Menurut Juliene Ford, dikutip dari Lubis(2015: 56), kebenaran itu sendiri memiliki empat makna, yaitu kebenaran secara empiris(verifikasi dan falsifikasi), logis-matematis(koherensi dan konsistensi), etis(nilai-nilai moral dan religius), dan kebenaran metafisik(diterima dari keyakinan paling dasar).
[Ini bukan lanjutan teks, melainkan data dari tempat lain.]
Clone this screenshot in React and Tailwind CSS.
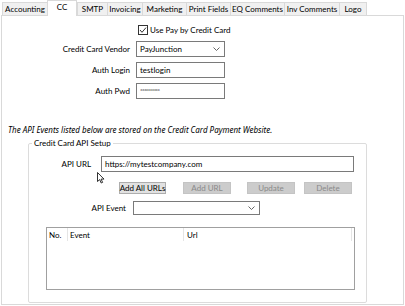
import React from "react";

const tabs = ["Accounting", "CC", "SMTP", "Invoicing", "Marketing", "Print Fields", "EQ Comments", "Inv Comments", "Logo"];
const tabW = [45, 30, 30, 35, 44, 44, 54, 55, 28];

function Chevron() {
  return (
    <svg width="7" height="4" viewBox="0 0 7 4" className="block">
      <path d="M0.5 0.5 L3.5 3.5 L6.5 0.5" fill="none" stroke="#555" strokeWidth="0.9" />
    </svg>
  );
}

function Btn({ children, disabled, w }) {
  return (
    <div
      className={
        "h-[12px] flex items-center justify-center border leading-none whitespace-nowrap " +
        (disabled ? "border-[#c4c4c4] bg-[#cccccc] text-[#8a8a8a]" : "border-[#adadad] bg-[#e1e1e1] text-black")
      }
      style={{ width: w }}
    >
      {children}
    </div>
  );
}

export default function App() {
  return (
    <div
      className="w-[405px] h-[306px] bg-white text-[8px] text-black overflow-hidden relative whitespace-nowrap"
      style={{ fontFamily: 'Lato, "Noto Sans", sans-serif' }}
    >
      {/* tab strip */}
      <div className="flex items-end h-[15px] pl-[2px]">
        {tabs.map((t, i) => (
          <div
            key={t}
            className={
              "flex items-center justify-center leading-none border-[#d9d9d9] border-t border-l " +
              (i === tabs.length - 1 ? "border-r " : "") +
              (t === "CC" ? "h-[16px] bg-white relative z-10 -mb-px border-r" : "h-[13px] bg-[#f0f0f0]")
            }
            style={{ width: tabW[i] }}
          >
            <span className={t === "CC" ? "-mt-[3px]" : ""}>{t}</span>
          </div>
        ))}
      </div>

      {/* panel */}
      <div className="mx-[1px] h-[290px] border border-[#d9d9d9] bg-white flex flex-col">
        <div className="mt-[9px] ml-[136px] flex items-center h-[10px] gap-[2px]">
          <svg width="10" height="10" viewBox="0 0 10 10" className="block">
            <rect x="0.5" y="0.5" width="9" height="9" fill="#fff" stroke="#333" strokeWidth="1" />
            <path d="M2 5 L4 7.3 L8 2.6" fill="none" stroke="#333" strokeWidth="1" />
          </svg>
          <span className="leading-none">Use Pay by Credit Card</span>
        </div>

        <div className="mt-[6px] flex items-center h-[16px]">
          <div className="w-[128px] text-right leading-none">Credit Card Vendor</div>
          <div className="ml-[6px] w-[89px] h-[16px] border border-[#7a7a7a] flex items-center justify-between pl-[3px] pr-[4px] leading-none">
            <span>PayJunction</span>
            <Chevron />
          </div>
        </div>

        <div className="mt-[5px] flex items-center h-[16px]">
          <div className="w-[128px] text-right leading-none">Auth Login</div>
          <div className="ml-[6px] w-[89px] h-[16px] border border-[#7a7a7a] flex items-center pl-[3px] leading-none">
            testlogin
          </div>
        </div>

        <div className="mt-[5px] flex items-center h-[16px]">
          <div className="w-[128px] text-right leading-none">Auth Pwd</div>
          <div className="ml-[6px] w-[89px] h-[16px] border border-[#7a7a7a] flex items-center pl-[3px] leading-none text-[6px] tracking-[-0.6px]">
            **********
          </div>
        </div>

        <div
          className="mt-[26px] ml-[6px] h-[10px] leading-[10px] italic"
          style={{ fontFamily: '"Noto Sans", sans-serif' }}
        >
          The API Events listed below are stored on the Credit Card Payment Website.
        </div>

        <fieldset className="mt-[3px] ml-[26px] w-[339px] border border-[#dcdcdc] rounded-[2px] px-0 pb-[12px] m-0 min-w-0">
          <legend className="ml-[3px] px-[2px] leading-[10px] h-[10px]">Credit Card API Setup</legend>

          <div className="mt-[8px] flex items-center h-[16px]">
            <div className="w-[62px] text-right leading-none">API URL</div>
            <div className="ml-[10px] w-[253px] h-[16px] border border-[#7a7a7a] flex items-center pl-[3px] leading-none">
              https://mytestcompany.com
            </div>
          </div>

          <div className="mt-[10px] ml-[90px] flex items-center">
            <Btn w={47}>Add All URLs</Btn>
            <div className="ml-[17px]"><Btn disabled w={48}>Add URL</Btn></div>
            <div className="ml-[16px]"><Btn disabled w={48}>Update</Btn></div>
            <div className="ml-[9px]"><Btn disabled w={48}>Delete</Btn></div>
          </div>

          <div className="mt-[7px] flex items-center h-[14px]">
            <div className="w-[97px] text-right leading-none">API Event</div>
            <div className="ml-[7px] w-[127px] h-[14px] border border-[#7a7a7a] flex items-center justify-end pr-[4px]">
              <Chevron />
            </div>
          </div>

          <div className="mt-[12px] ml-[17px] w-[309px] h-[63px] border border-[#a0a0a0] bg-white">
            <div className="flex h-[13px] items-center leading-none">
              <div className="w-[21px] pl-[2px] border-r border-[#e5e5e5] h-full flex items-center">No.</div>
              <div className="w-[116px] pl-[2px] border-r border-[#e5e5e5] h-full flex items-center">Event</div>
              <div className="w-[168px] pl-[3px] border-r border-[#e5e5e5] h-full flex items-center">Url</div>
            </div>
          </div>
        </fieldset>
      </div>

      {/* mouse cursor */}
      <svg width="8" height="12" viewBox="0 0 8 12" className="absolute left-[97px] top-[172px]">
        <path d="M0.5 0.5 L0.5 9.5 L2.7 7.6 L4.2 11 L5.6 10.4 L4.1 7.1 L7 7.1 Z" fill="#fff" stroke="#000" strokeWidth="0.8" strokeLinejoin="round" />
      </svg>
    </div>
  );
}
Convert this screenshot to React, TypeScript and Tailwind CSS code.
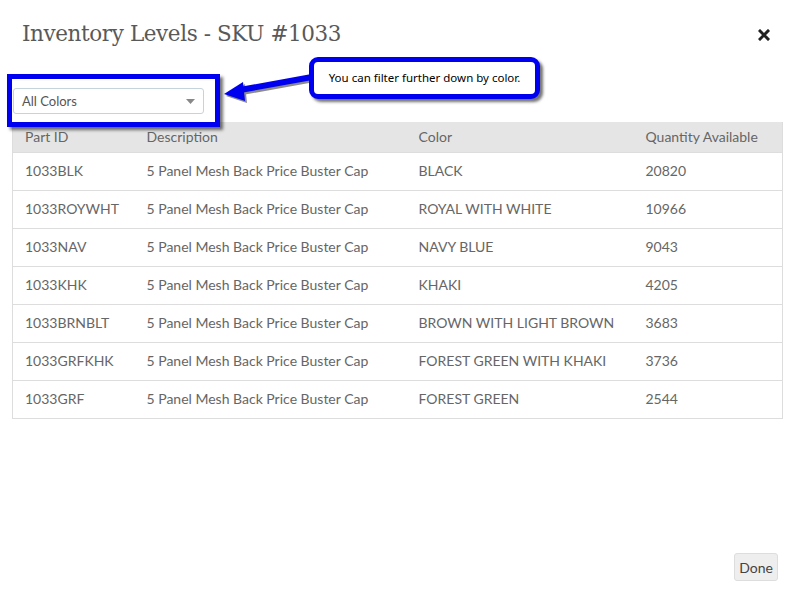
const rows = [
  { id: '1033BLK', desc: '5 Panel Mesh Back Price Buster Cap', color: 'BLACK', qty: '20820' },
  { id: '1033ROYWHT', desc: '5 Panel Mesh Back Price Buster Cap', color: 'ROYAL WITH WHITE', qty: '10966' },
  { id: '1033NAV', desc: '5 Panel Mesh Back Price Buster Cap', color: 'NAVY BLUE', qty: '9043' },
  { id: '1033KHK', desc: '5 Panel Mesh Back Price Buster Cap', color: 'KHAKI', qty: '4205' },
  { id: '1033BRNBLT', desc: '5 Panel Mesh Back Price Buster Cap', color: 'BROWN WITH LIGHT BROWN', qty: '3683' },
  { id: '1033GRFKHK', desc: '5 Panel Mesh Back Price Buster Cap', color: 'FOREST GREEN WITH KHAKI', qty: '3736' },
  { id: '1033GRF', desc: '5 Panel Mesh Back Price Buster Cap', color: 'FOREST GREEN', qty: '2544' },
]

function CloseIcon() {
  return (
    <svg width="12" height="12" viewBox="0 0 12 12">
      <path d="M2 2 L10 10 M10 2 L2 10" stroke="#222" strokeWidth="3" strokeLinecap="square" />
    </svg>
  )
}

export default function App() {
  return (
    <div className="relative w-[793px] h-[590px] bg-white flex flex-col overflow-hidden font-['Lato',sans-serif] text-[14px] text-[#666]">
      {/* header */}
      <div className="h-[68px] flex items-center justify-between pl-[22px] pr-[23px] pt-[1px] shrink-0">
        <h1 className="font-['DejaVu_Serif',serif] text-[21.5px] font-light text-[#595959] tracking-[-0.4px]">
          Inventory Levels - SKU #1033
        </h1>
        <CloseIcon />
      </div>

      {/* filter */}
      <div className="h-[54px] shrink-0 pt-[20px] pl-[13px]">
        <div className="w-[191px] h-[26px] border border-[#c5d3dc] rounded-[3px] flex items-center justify-between pl-[8px] pr-[8px] pt-[1px] text-[13px] text-[#555]">
          <span>All Colors</span>
          <svg width="9" height="5" viewBox="0 0 9 5">
            <path d="M0 0 L9 0 L4.5 5 Z" fill="#888" />
          </svg>
        </div>
      </div>

      {/* table */}
      <div className="mx-[12px] w-[771px]">
        <table className="w-full border-collapse table-fixed">
          <colgroup>
            <col className="w-[122px]" />
            <col className="w-[272px]" />
            <col className="w-[227px]" />
            <col />
          </colgroup>
          <thead>
            <tr className="bg-[#e5e5e5] h-[30px]">
              <th className="text-left font-normal pl-[12px] border-l border-[#ddd]">Part ID</th>
              <th className="text-left font-normal pl-[12px]">Description</th>
              <th className="text-left font-normal pl-[12px]">Color</th>
              <th className="text-left font-normal pl-[12px] border-r border-[#ddd]">Quantity Available</th>
            </tr>
          </thead>
          <tbody>
            {rows.map((r) => (
              <tr key={r.id} className="h-[38px] border border-[#ddd]">
                <td className="pl-[12px] pb-[1px]">{r.id}</td>
                <td className="pl-[12px] pb-[1px]">{r.desc}</td>
                <td className="pl-[12px] pb-[1px]">{r.color}</td>
                <td className="pl-[12px] pb-[1px]">{r.qty}</td>
              </tr>
            ))}
          </tbody>
        </table>
      </div>

      {/* footer */}
      <div className="mt-auto flex justify-end pr-[15px] pb-[9px]">
        <button className="h-[28px] px-[4px] bg-[#eee] border border-[#ddd] rounded-[3px] text-[14px] text-[#444]">
          Done
        </button>
      </div>

      {/* annotation: highlight box */}
      <div className="absolute left-[7px] top-[74px] w-[213px] h-[53px] border-[5px] border-[#0000f0] shadow-[3px_3px_3px_rgba(0,0,0,0.55)]" />

      {/* annotation: arrow */}
      <svg className="absolute left-[215px] top-[70px]" width="110" height="40" viewBox="215 70 110 40">
        <g transform="translate(2 2)" opacity="0.45">
          <path d="M240 90 L312 77" stroke="#000" strokeWidth="6" />
          <path d="M224 94 L243 82 L245 101 Z" fill="#000" />
        </g>
        <path d="M240 90 L312 77" stroke="#0000f0" strokeWidth="6" />
        <path d="M224 94 L243 82 L245 101 Z" fill="#0000f0" />
      </svg>

      {/* annotation: callout */}
      <div className="absolute left-[309px] top-[57px] w-[231px] h-[42px] rounded-[9px] border-[5px] border-[#0000f0] bg-white shadow-[3px_3px_3px_rgba(0,0,0,0.55)] flex items-center justify-center font-['Noto_Sans',sans-serif] text-[11.5px] text-black">
        You can filter further down by color.
      </div>
    </div>
  )
}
Kebenaran metafisik ini dikaitkan dengan kebeneran tentang postulat-postulat ilmu pengetahuan, seperti pengakuan keberadaan dunia, dunia empiris dapat diketahui lewat pancaindera, dan fenomena alam ditentukan oleh hokum kausalitas yang metodenya dapat ditemukan melalui metode empiris-eksperimental.
Selain itu, epistemologi juga dibagi berdasarkan jenisnya, yaitu epistemologi metafisis, skeptis, dan kritis. Pada masa Yunani, epistemologi dibagi menjadi dua, yaitu epistemologi individual dan epistemologi sosial. Epistemologi individual memfokuskan pada permasalahan pengetahuan mengenai pengamatan, rasionalitas, dan justifikasi yang terlepas dari dimensi sosial. Sedangkan, epistemologi sosial merupakan melihat keterkaitan pengetahuan dengan dimesi sosial.
A. M. W. Pranaka(1987), dikutip dalam Lubis(2015:61), mengungkapkan beberapa argumen terhadap tujuan kita mempelajari epistemologi, yaitu sebagai berikut.
1.     Pertimbangan yang sangat strategis karena ilmu pengetahuan dan teknologi mendominasi di zaman Modern.
2.     Terdapat asumsi-asumsi ontologis dan aksiologis yang tersembunyi dalam cabang espitemologi.
3.     Dapat membantu peserta didik dalam memahami beragam bentuk pengetahuan dan paham kekuatan dan keterbasannya masing-masing.